◆ **EXTRACTED DATA**
* * * *
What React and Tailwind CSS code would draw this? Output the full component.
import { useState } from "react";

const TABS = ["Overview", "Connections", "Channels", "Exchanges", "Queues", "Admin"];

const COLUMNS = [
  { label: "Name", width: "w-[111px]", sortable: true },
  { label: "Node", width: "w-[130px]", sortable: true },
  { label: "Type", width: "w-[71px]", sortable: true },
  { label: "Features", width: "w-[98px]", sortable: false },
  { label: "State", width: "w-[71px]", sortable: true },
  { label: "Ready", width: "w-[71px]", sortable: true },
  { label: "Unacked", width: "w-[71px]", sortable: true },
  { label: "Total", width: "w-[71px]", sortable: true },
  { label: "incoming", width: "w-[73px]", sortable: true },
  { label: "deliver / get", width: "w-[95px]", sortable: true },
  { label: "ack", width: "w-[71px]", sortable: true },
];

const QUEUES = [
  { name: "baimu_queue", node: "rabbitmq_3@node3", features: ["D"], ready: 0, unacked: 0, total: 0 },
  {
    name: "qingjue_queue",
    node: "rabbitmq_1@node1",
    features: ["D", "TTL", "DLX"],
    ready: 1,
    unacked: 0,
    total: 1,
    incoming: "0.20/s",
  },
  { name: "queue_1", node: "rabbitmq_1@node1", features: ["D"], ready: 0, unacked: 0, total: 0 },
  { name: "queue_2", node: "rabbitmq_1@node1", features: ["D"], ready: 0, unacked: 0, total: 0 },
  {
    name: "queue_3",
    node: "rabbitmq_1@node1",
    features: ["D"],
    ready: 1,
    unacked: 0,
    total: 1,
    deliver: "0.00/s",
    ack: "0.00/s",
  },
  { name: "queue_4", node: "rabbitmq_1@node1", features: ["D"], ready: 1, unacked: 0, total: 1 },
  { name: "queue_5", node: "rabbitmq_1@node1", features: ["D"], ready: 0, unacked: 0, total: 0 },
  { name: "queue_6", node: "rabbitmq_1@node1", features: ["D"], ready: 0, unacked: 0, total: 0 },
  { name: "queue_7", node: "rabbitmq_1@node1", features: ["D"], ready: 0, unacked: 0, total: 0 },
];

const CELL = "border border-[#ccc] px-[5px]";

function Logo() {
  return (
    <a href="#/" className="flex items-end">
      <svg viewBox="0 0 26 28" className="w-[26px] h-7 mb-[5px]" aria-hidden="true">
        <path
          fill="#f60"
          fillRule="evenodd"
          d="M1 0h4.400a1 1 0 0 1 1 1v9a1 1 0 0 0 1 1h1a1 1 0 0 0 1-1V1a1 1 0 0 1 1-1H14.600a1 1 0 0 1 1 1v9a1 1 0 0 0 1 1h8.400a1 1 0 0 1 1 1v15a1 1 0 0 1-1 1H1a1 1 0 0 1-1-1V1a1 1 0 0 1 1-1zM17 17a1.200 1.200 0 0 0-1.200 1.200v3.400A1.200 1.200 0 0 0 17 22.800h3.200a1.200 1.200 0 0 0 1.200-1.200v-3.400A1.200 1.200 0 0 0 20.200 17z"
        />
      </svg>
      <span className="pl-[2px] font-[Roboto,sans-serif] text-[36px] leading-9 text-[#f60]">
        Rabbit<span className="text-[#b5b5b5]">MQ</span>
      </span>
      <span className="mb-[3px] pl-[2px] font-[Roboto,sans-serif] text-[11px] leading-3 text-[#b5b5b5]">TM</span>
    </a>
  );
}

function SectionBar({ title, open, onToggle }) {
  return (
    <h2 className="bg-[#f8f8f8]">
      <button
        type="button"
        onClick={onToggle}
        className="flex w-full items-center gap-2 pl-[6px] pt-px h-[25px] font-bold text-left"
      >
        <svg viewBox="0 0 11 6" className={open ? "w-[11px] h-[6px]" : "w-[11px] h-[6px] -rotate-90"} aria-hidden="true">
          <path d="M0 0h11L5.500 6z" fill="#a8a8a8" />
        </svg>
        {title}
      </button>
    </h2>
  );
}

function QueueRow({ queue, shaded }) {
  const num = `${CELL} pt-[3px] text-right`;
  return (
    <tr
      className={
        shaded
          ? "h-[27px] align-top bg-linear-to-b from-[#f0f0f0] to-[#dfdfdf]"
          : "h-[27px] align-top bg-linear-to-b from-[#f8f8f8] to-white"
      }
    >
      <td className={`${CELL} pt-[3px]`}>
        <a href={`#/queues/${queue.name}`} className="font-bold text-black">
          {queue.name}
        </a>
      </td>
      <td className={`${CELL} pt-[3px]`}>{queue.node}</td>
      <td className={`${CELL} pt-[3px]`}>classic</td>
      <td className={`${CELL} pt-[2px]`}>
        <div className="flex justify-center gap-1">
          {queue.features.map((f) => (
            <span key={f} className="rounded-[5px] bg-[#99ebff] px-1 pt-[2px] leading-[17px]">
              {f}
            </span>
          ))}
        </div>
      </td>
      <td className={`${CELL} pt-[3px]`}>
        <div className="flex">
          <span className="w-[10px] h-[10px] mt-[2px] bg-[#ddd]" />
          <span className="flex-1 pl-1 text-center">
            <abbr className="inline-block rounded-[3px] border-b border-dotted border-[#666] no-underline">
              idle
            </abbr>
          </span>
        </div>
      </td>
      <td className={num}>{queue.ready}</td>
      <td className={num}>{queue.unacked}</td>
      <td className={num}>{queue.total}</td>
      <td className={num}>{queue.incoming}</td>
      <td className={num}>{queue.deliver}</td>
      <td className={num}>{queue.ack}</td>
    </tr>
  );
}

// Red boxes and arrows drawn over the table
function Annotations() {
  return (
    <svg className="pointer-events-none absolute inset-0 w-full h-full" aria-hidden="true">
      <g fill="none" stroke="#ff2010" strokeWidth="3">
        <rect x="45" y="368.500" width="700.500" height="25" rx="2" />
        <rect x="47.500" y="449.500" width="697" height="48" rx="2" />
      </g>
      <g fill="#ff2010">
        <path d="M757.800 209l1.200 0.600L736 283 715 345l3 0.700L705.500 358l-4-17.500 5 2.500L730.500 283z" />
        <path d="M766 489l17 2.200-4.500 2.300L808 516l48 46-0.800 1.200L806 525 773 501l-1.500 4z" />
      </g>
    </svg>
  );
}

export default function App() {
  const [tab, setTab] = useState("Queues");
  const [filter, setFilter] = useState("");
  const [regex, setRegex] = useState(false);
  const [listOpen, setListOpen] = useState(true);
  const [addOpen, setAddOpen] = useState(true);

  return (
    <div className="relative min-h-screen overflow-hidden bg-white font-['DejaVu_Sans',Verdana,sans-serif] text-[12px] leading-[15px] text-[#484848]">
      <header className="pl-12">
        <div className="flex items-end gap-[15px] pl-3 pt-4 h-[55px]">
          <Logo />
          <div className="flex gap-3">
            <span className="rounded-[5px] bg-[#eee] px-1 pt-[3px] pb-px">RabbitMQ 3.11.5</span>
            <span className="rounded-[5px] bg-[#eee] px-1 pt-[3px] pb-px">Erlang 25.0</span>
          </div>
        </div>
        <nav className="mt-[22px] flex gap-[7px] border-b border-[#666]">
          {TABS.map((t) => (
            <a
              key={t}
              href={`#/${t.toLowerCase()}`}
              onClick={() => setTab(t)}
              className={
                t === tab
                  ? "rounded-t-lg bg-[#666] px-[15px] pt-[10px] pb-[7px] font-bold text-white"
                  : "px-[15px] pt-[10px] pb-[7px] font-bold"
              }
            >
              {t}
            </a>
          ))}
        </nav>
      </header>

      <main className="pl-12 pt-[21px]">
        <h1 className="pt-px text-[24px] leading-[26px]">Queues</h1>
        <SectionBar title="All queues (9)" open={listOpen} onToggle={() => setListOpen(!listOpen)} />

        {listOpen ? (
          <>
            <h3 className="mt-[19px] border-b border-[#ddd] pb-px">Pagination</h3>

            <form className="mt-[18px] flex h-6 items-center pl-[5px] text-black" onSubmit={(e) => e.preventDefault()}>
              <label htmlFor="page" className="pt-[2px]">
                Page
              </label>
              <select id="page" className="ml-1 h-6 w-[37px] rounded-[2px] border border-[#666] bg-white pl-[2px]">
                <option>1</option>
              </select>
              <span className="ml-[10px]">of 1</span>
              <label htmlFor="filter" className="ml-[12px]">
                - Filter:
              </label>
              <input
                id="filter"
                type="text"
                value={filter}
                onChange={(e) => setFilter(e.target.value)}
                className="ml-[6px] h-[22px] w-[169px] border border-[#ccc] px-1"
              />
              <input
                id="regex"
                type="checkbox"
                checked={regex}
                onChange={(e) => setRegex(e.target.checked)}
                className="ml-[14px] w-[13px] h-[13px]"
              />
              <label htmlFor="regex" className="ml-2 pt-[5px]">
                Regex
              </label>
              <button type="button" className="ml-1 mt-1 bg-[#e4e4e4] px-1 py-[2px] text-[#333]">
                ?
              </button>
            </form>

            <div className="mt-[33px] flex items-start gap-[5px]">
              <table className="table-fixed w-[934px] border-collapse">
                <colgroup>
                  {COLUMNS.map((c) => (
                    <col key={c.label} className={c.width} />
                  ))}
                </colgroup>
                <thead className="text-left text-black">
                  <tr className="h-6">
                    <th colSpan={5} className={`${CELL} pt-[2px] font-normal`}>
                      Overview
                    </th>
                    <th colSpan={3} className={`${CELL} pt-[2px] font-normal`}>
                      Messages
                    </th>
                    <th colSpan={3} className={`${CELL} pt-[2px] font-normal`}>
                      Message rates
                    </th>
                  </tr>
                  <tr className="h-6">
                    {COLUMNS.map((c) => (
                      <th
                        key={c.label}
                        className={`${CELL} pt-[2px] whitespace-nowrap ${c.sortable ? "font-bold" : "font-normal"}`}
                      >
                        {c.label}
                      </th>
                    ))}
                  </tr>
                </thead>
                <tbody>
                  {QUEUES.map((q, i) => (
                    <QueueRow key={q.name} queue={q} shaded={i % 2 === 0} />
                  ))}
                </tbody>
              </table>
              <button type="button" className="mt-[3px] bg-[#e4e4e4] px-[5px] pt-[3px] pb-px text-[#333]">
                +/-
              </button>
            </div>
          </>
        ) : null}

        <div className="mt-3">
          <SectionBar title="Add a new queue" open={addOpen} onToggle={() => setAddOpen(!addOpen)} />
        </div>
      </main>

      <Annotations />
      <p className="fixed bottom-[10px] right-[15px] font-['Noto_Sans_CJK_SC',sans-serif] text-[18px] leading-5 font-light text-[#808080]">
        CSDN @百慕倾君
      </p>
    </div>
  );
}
* * * *
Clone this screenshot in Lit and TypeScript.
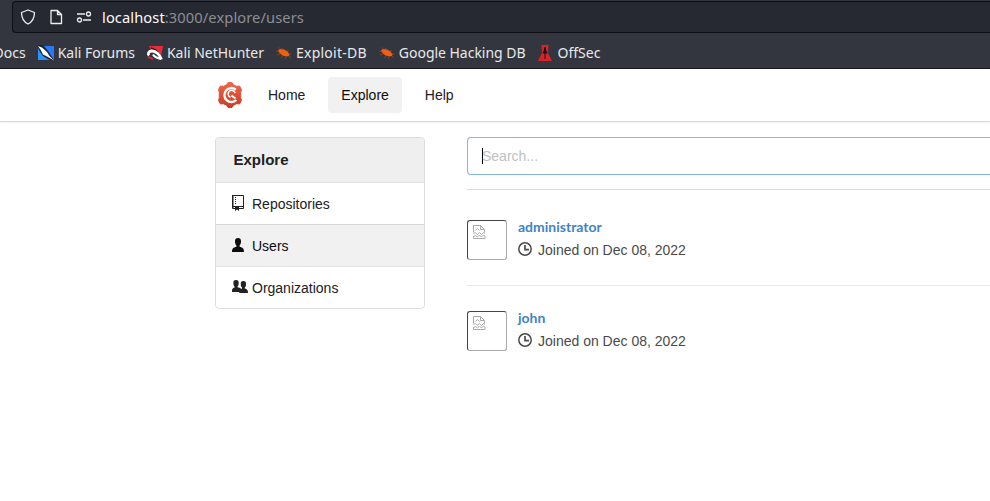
* * * *
◆ **STATED GOAL**
Give back only a number, the number of lines where the string "full" occurs.

◆ **THE SOLUTION**
3